優勝するべくして優勝できるようなチームになるために、まずは今年出た課題を絶対にクリアしなきゃいけない、それプラスアルファーがまだあって、自分が大事にしているところなので、あまりチームメンバー以外に公表したくないんですが、一言で言えば、流れをつかむプレーをしていかなきゃいけないということです。
—— 小野澤ゲームキャプテンは、いろんな意味で個を強くすることが大事と言っています
個人として考えてやるということは当然のことで、考えながらラグビーをするというのは今まで通りの僕のスタンダードです。僕はワークレートという、ボールキャリアだったりタックルの数だったり、スイープ(※)に何回入っているかとか、そういう数値はチームの中でも高い位置にいます。
※ スイープ
sweep/ボールにプレーしようとする相手プレヤーを
掃くように押し退ける行為。ラック形成の時に使われる。
ボールに離れて行われれば反則。(以上JRFU用語集より)
ワークレートは高いのですが、僕の場合、成功率が低いんです。例えば今まで20回タックルに行って15回成功、5回ミスだとすると、17回のタックルでいいから95%の成功率、16、17回成功するプレーをやっていきたいと思っています。そういう成功率ですべてのプレーをやっていきたいんです。
そのためには、すべて基本だと思います。体を強くすることと、基本プレーをもう1回しっかりとやること。初心に返ってそれを楽しんでやりたいと思っています。
—— 新人で全試合出場した疲れはありませんか?
体の疲れは取れています。
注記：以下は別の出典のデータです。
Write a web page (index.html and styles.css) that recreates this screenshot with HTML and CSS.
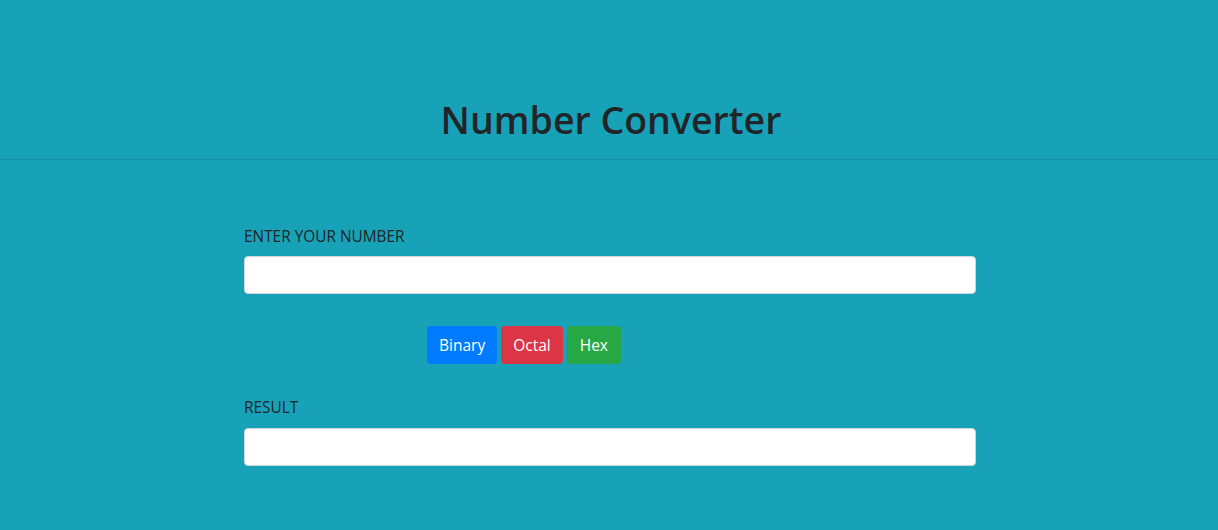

ずっと体と相談しながらやってきましたし、自分の中でキレもあったし、ずっと動いていましたから、最後の怪我だけが残念です。
—— 日本代表候補にも選ばれていますね
日本代表はラグビーをしていたら皆が目指す場所ですし、まずはそのチームに選ばれるように、自分に負けないようこの1か月を過ごしています。これから40人に絞られますが、それに選ばれたら最終メンバーに選ばれるよう、またそこから気持ちも新たにやっていこうと思っています。日本代表になって、親にジャージを渡したいですね。
—— リスタートはどんな感じですか?
日本選手権に負けて1週目はまだチームの行事もあったので、府中(サントリースポーツセンター)でずっと自転車を漕いでいました。2週目に実家(大阪)に帰って、地元の懐かしいところ、中学校の時に走っていた道を走ったりしました。それから恩人に会ったりしてリフレッシュしました。
実家から戻ってきて「ふれあいイベント」があって、その翌週から徐々にペースを上げてきています。3月末の日本代表候補のフィットネステストに向けて、自分の中でしっかりとイメージできていますので、どんな結果が出ても後悔はありません。
4月からブログを始める予定です。可能であれば、僕を応援してくれる人たちとのコミュニケーションの場にしたいと思っています。応援だけじゃなくて、悩みごとでも相談でも、何でもいいので僕でよければ(笑)送ってください。
こういうことをしてほしいとか、うちの小学校に来てラグビーを教えてほしいとか、時間があれば行きますし、何でもいいですから送ってきてほしいなと思っています。